NPOのもとで、月曜日はプロテスタント教会、木曜日はカトリック教会の担当で行われています。炊き出しは気象警報が出た場合以外、無休で行われるので、ボランティア確保には苦労しています。幸い、布池、南山、城北橋、小牧、恵方町、東山、長浦、春日井、高蔵寺、江南、一宮、東海の各教会、聖霊会、後藤グループ、南山大学ボランティアサークル・アヴァンギャルド、他の協力でボランティアは集められています。今後は、他の教会へと広げて行きたいと考えています。

<天白川訪問>
 04年2月から河川敷に野宿生活を強いられている人々への訪問をしています。毎月第2、4月曜日の午後から、お弁当、下着、薬などを持って行きます。23~25名の方が野宿されています。今年度、4名の方が、アパート入居、生活保護受給で新しい生活を始めました。
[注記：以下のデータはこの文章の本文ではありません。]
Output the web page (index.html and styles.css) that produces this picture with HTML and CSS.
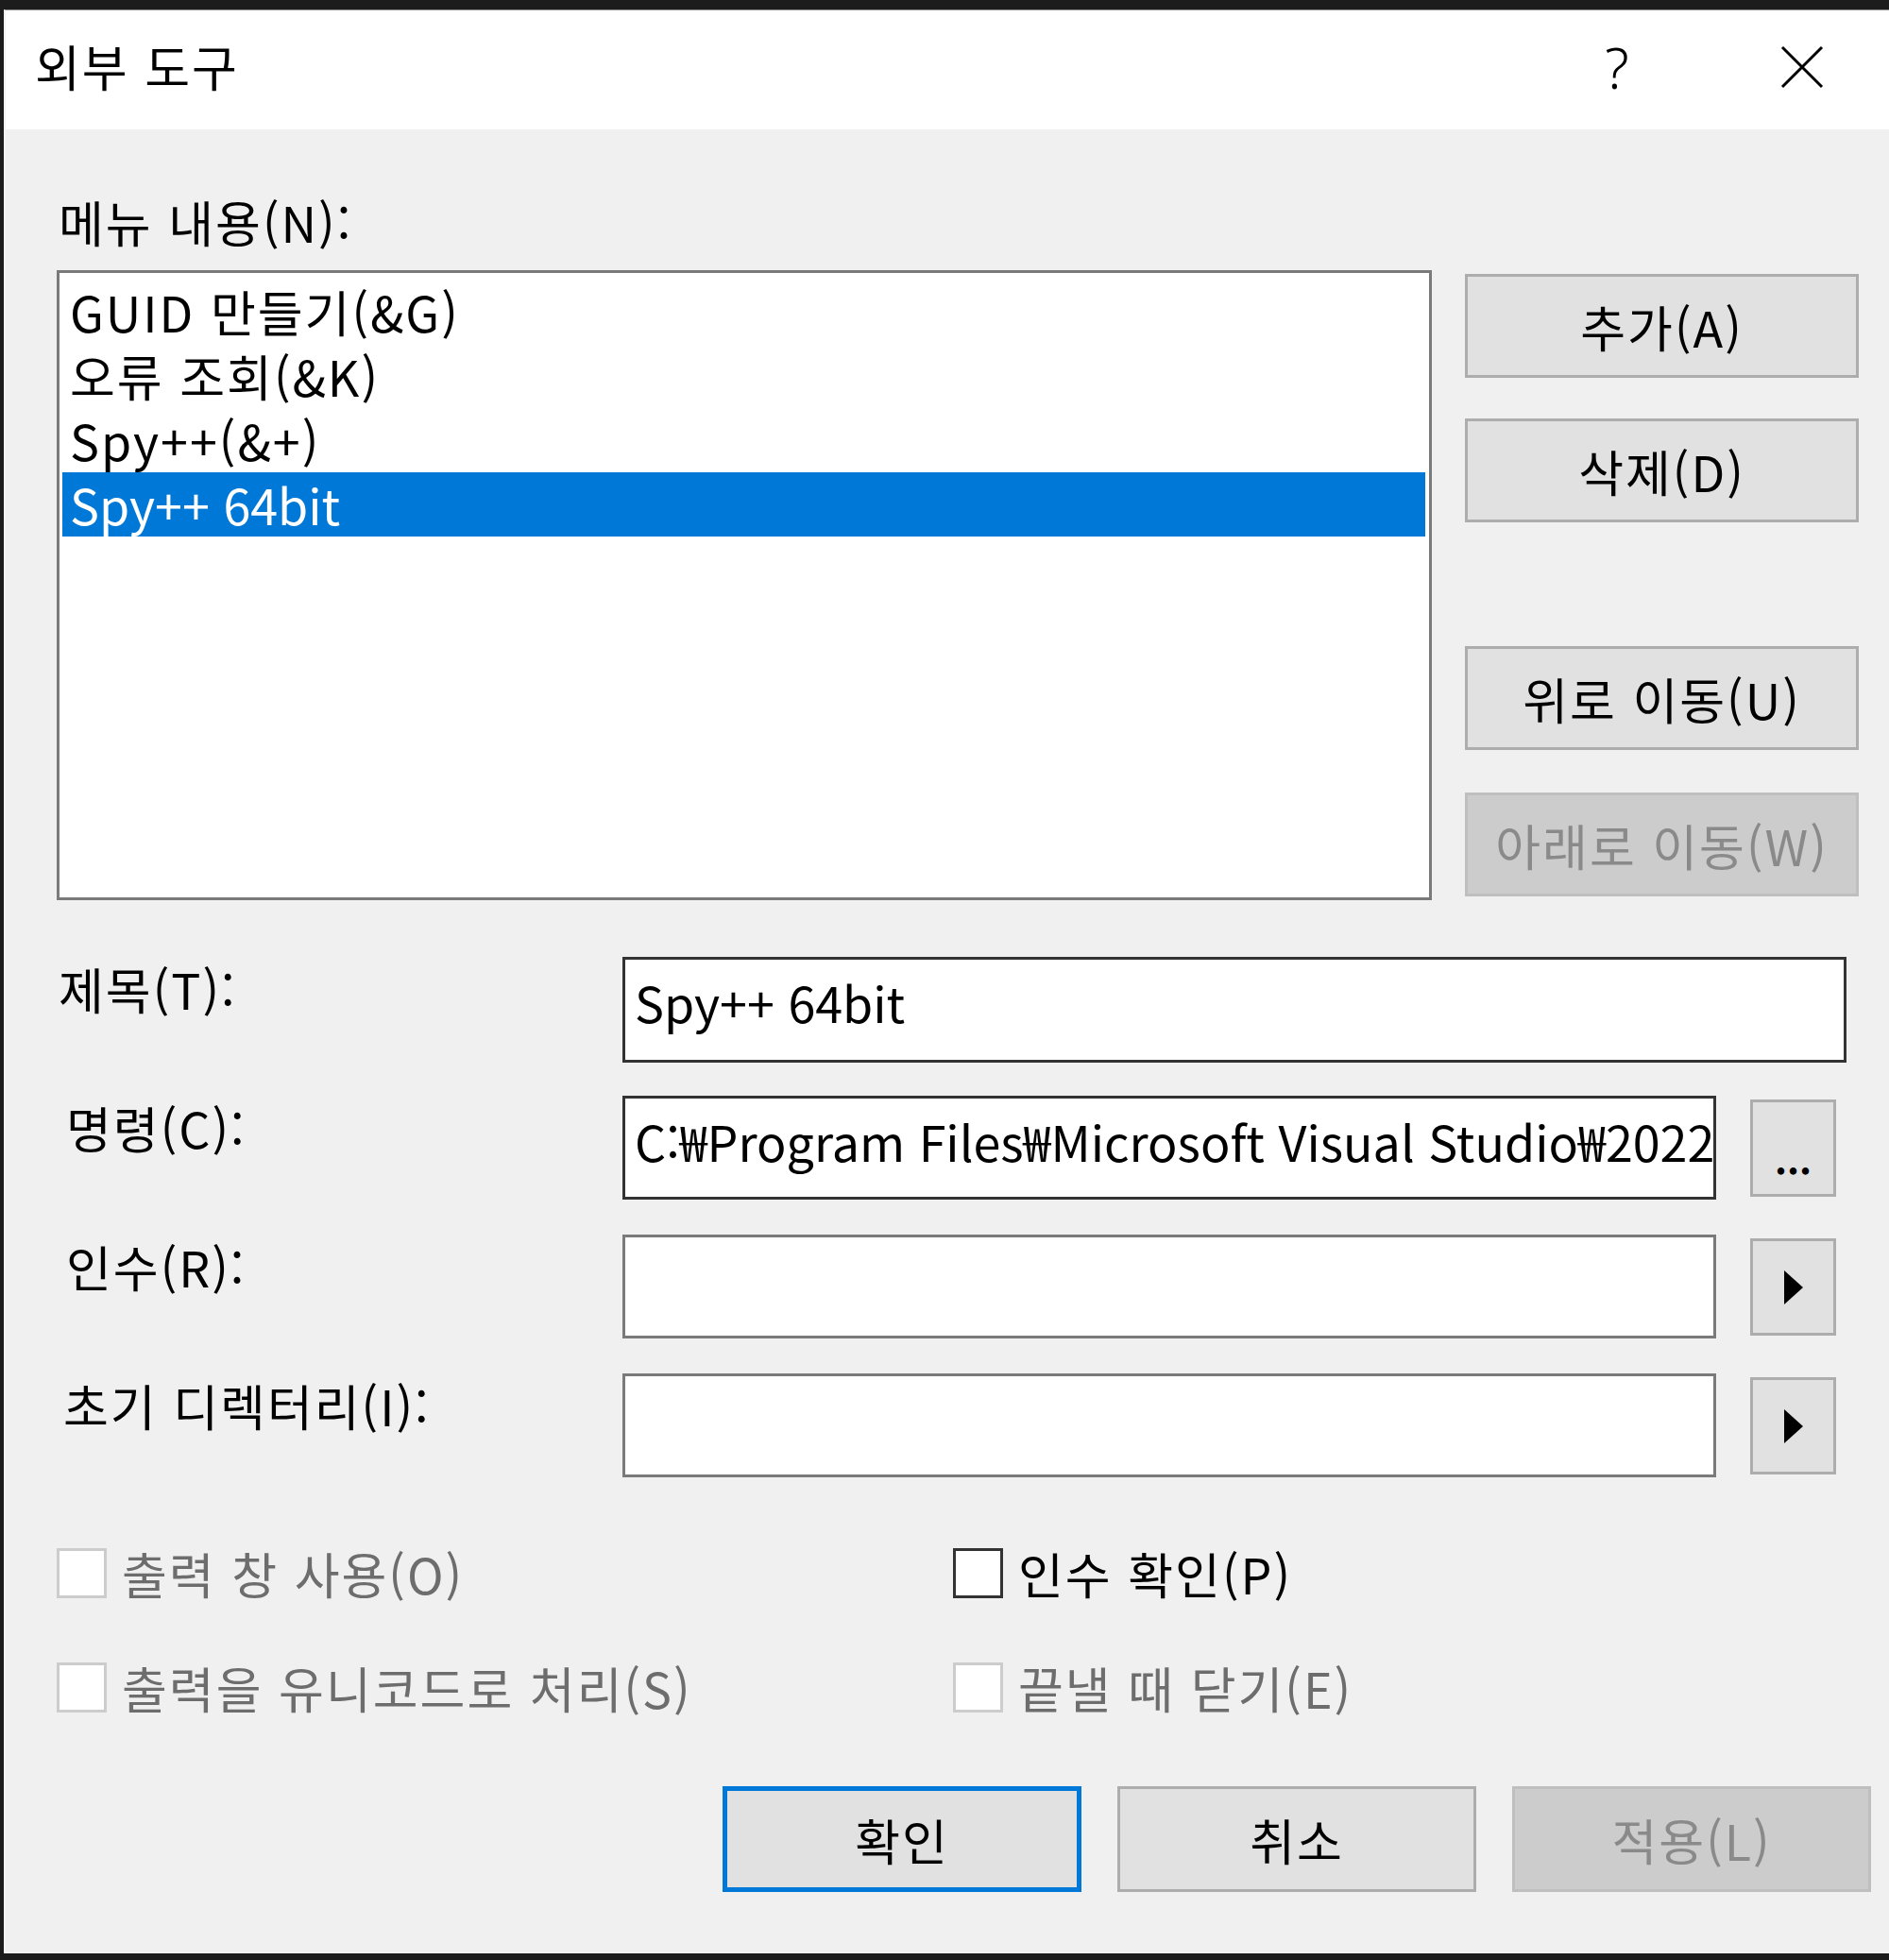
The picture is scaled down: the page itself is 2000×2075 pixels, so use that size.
FILE: index.html
```html
<!DOCTYPE html>
<html lang="ko">
<head>
<meta charset="utf-8">
<title>외부 도구</title>
<link rel="stylesheet" href="styles.css">
</head>
<body>
<div class="window">
  <div class="titlebar">
    <div class="title">외부 도구</div>
    <div class="cap cap-help">?</div>
    <div class="cap cap-close">
      <svg width="46" height="46" viewBox="0 0 46 46"><path d="M2 2 L44 44 M44 2 L2 44" stroke="#000" stroke-width="3" fill="none"/></svg>
    </div>
  </div>
  <div class="main">
    <div class="menu-label">메뉴 내용(N):</div>
    <div class="list-row">
      <div class="listbox">
        <div class="item">GUID 만들기(&amp;G)</div>
        <div class="item">오류 조회(&amp;K)</div>
        <div class="item">Spy++(&amp;+)</div>
        <div class="item selected">Spy++ 64bit</div>
      </div>
      <div class="side-buttons">
        <div class="btn btn-add">추가(A)</div>
        <div class="btn btn-del">삭제(D)</div>
        <div class="btn btn-up">위로 이동(U)</div>
        <div class="btn btn-down disabled">아래로 이동(W)</div>
      </div>
    </div>
    <div class="fields">
      <div class="frow">
        <div class="flabel l-title">제목(T):</div>
        <div class="field field-wide focus">Spy++ 64bit</div>
      </div>
      <div class="frow">
        <div class="flabel l-cmd">명령(C):</div>
        <div class="field focus">C:₩Program Files₩Microsoft Visual Studio₩2022₩</div>
        <div class="btn small-btn"><span class="dots">...</span></div>
      </div>
      <div class="frow">
        <div class="flabel l-arg">인수(R):</div>
        <div class="field"></div>
        <div class="btn small-btn"><svg width="22" height="38" viewBox="0 0 22 38"><polygon points="1,1 21,19 1,37" fill="#000"/></svg></div>
      </div>
      <div class="frow">
        <div class="flabel l-dir">초기 디렉터리(I):</div>
        <div class="field"></div>
        <div class="btn small-btn"><svg width="22" height="38" viewBox="0 0 22 38"><polygon points="1,1 21,19 1,37" fill="#000"/></svg></div>
      </div>
    </div>
    <div class="checks">
      <div class="check disabled"><span class="box"></span><span>출력 창 사용(O)</span></div>
      <div class="check"><span class="box"></span><span>인수 확인(P)</span></div>
      <div class="check disabled"><span class="box"></span><span>출력을 유니코드로 처리(S)</span></div>
      <div class="check disabled"><span class="box"></span><span>끝낼 때 닫기(E)</span></div>
    </div>
    <div class="bottom-buttons">
      <div class="btn bbtn default">확인</div>
      <div class="btn bbtn">취소</div>
      <div class="btn bbtn disabled">적용(L)</div>
    </div>
  </div>
</div>
</body>
</html>
```
FILE: styles.css
```css
* { box-sizing: border-box; }
html, body {
  margin: 0;
  padding: 0;
  width: 2000px;
  height: 2075px;
  overflow: hidden;
  background: #1c1c1c;
}
body {
  font-family: "Noto Sans CJK KR", "Noto Sans", sans-serif;
  font-size: 52px;
  letter-spacing: 2px;
  color: #000;
}
.window {
  margin: 10px 0 0 4px;
  width: 2002px;
  height: 2058px;
  border-top: 1px solid #8a8a8a;
  border-left: 2px solid #f4f4f4;
  border-bottom: 2px solid #f4f4f4;
  display: flex;
  flex-direction: column;
  background: #f0f0f0;
}
.titlebar {
  height: 126px;
  background: #fff;
  display: flex;
  align-items: center;
  flex-shrink: 0;
}
.title {
  flex: 1;
  padding-left: 31px;
  line-height: 68px;
  margin-top: -8px;
}
.cap {
  width: 196px;
  height: 126px;
  display: flex;
  align-items: center;
  justify-content: center;
}
.cap-help {
  font-size: 60px;
  font-weight: 300;
  margin-top: -6px;
  font-family: "Noto Sans", sans-serif;
  letter-spacing: 0;
}
.cap-close svg { margin-top: -6px; }
.main {
  flex: 1;
  padding: 64px 0 0 54px;
}
.menu-label {
  line-height: 68px;
  padding-left: 2px;
}
.list-row {
  display: flex;
  margin-top: 17px;
}
.listbox {
  width: 1456px;
  height: 667px;
  border: 3px solid #7a7a7a;
  background: #fff;
  padding: 7px 4px 0 3px;
}
.item {
  height: 68px;
  line-height: 68px;
  padding-left: 8px;
  white-space: nowrap;
}
.item.selected {
  background: #0078d7;
  color: #fff;
  letter-spacing: 0;
}
.side-buttons {
  margin-left: 35px;
  width: 417px;
  display: flex;
  flex-direction: column;
}
.btn {
  background: #e1e1e1;
  border: 3px solid #adadad;
  display: flex;
  align-items: center;
  justify-content: center;
  white-space: nowrap;
}
.btn.disabled {
  background: #cccccc;
  border-color: #bfbfbf;
  color: #8a8a8a;
}
.side-buttons .btn { height: 110px; }
.btn-add { margin-top: 4px; }
.btn-del { margin-top: 43px; }
.btn-up { margin-top: 131px; }
.btn-down { margin-top: 45px; }
.fields {
  margin-top: 60px;
  display: flex;
  flex-direction: column;
  gap: 35px;
}
.frow {
  display: flex;
  height: 112px;
}
.flabel {
  width: 599px;
  line-height: 68px;
  flex-shrink: 0;
}
.l-title { padding-left: 2px; }
.l-cmd { padding-left: 10px; }
.l-arg { padding-left: 10px; }
.l-dir { padding-left: 7px; }
.field {
  width: 1158px;
  height: 110px;
  background: #fff;
  border: 3px solid #7a7a7a;
  padding: 11px 0 0 10px;
  line-height: 68px;
  letter-spacing: 0;
  white-space: nowrap;
  overflow: hidden;
}
.field.focus { border-color: #333; }
.field-wide {
  width: 1296px;
  height: 112px;
}
.small-btn {
  width: 91px;
  height: 103px;
  margin-left: 36px;
  margin-top: 4px;
}
.dots {
  font-size: 40px;
  line-height: 40px;
  margin-top: 20px;
  font-weight: 700;
  letter-spacing: 0;
}
.checks {
  margin-top: 73px;
  display: grid;
  grid-template-columns: 949px auto;
  row-gap: 68px;
}
.check {
  display: flex;
  align-items: center;
  gap: 16px;
  height: 53px;
  line-height: 68px;
  white-space: nowrap;
}
.box {
  width: 53px;
  height: 53px;
  background: #fff;
  border: 3px solid #333;
  flex-shrink: 0;
}
.check.disabled { color: #6d6d6d; }
.check.disabled .box { border-color: #cccccc; }
.bottom-buttons {
  margin-top: 78px;
  padding-left: 705px;
  display: flex;
  gap: 38px;
}
.bbtn {
  width: 380px;
  height: 112px;
}
.bbtn.default {
  border: 5px solid #0078d7;
}
```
また、1名は老人施設に入居されました。

<越冬炊き出し>
 年末年始をホームレスの方と過ごすため第34回越冬活動を行い、夜の炊き出しを担当。プロテスタント教会と分担、カトリックは12月30日、31日に行いました。修女連、アヴァンギャルド、他の協力を得ました。

<生活相談>
 衣類に不自由している方、生活、健康問題、住居をさがししている方の相談に応じています。アパート紹介、生活保護受給のお手伝いをしました。
木曜日10時から16時まで、福信館で行われました。※2
今年度は6名の、生活保護受給による住居提供をしました。

<交流会>
 ホームレスの方、居宅保護の方との情報交換、交流をした。
 月一回、多治見修道院、農作業と交流会。多治見教会のボランティアが多治見市内のホームレスの方を誘い、一緒に農作業をして、交流を深めるようになりました。多治見のホームレスの方1名、年金受給によりアパート生活へ、多治見教会のボランティアの協力により。

<広報、啓発>
 ニュースレター『ももちゃん便り第18号』を発行しました。
 布池教会、12月13,14日、炊き出し献金ミサ。

<募金>
 春祭り−炊き出し支援バザー−4月27日、開催しました。利益674,885円。
 多治見教会バザーに出店、10月26日、利益200,000円。東海教会バザーに出店、11月2日。
 夏の募金、282,315円。クリスマス募金、1、546,539円、ありました。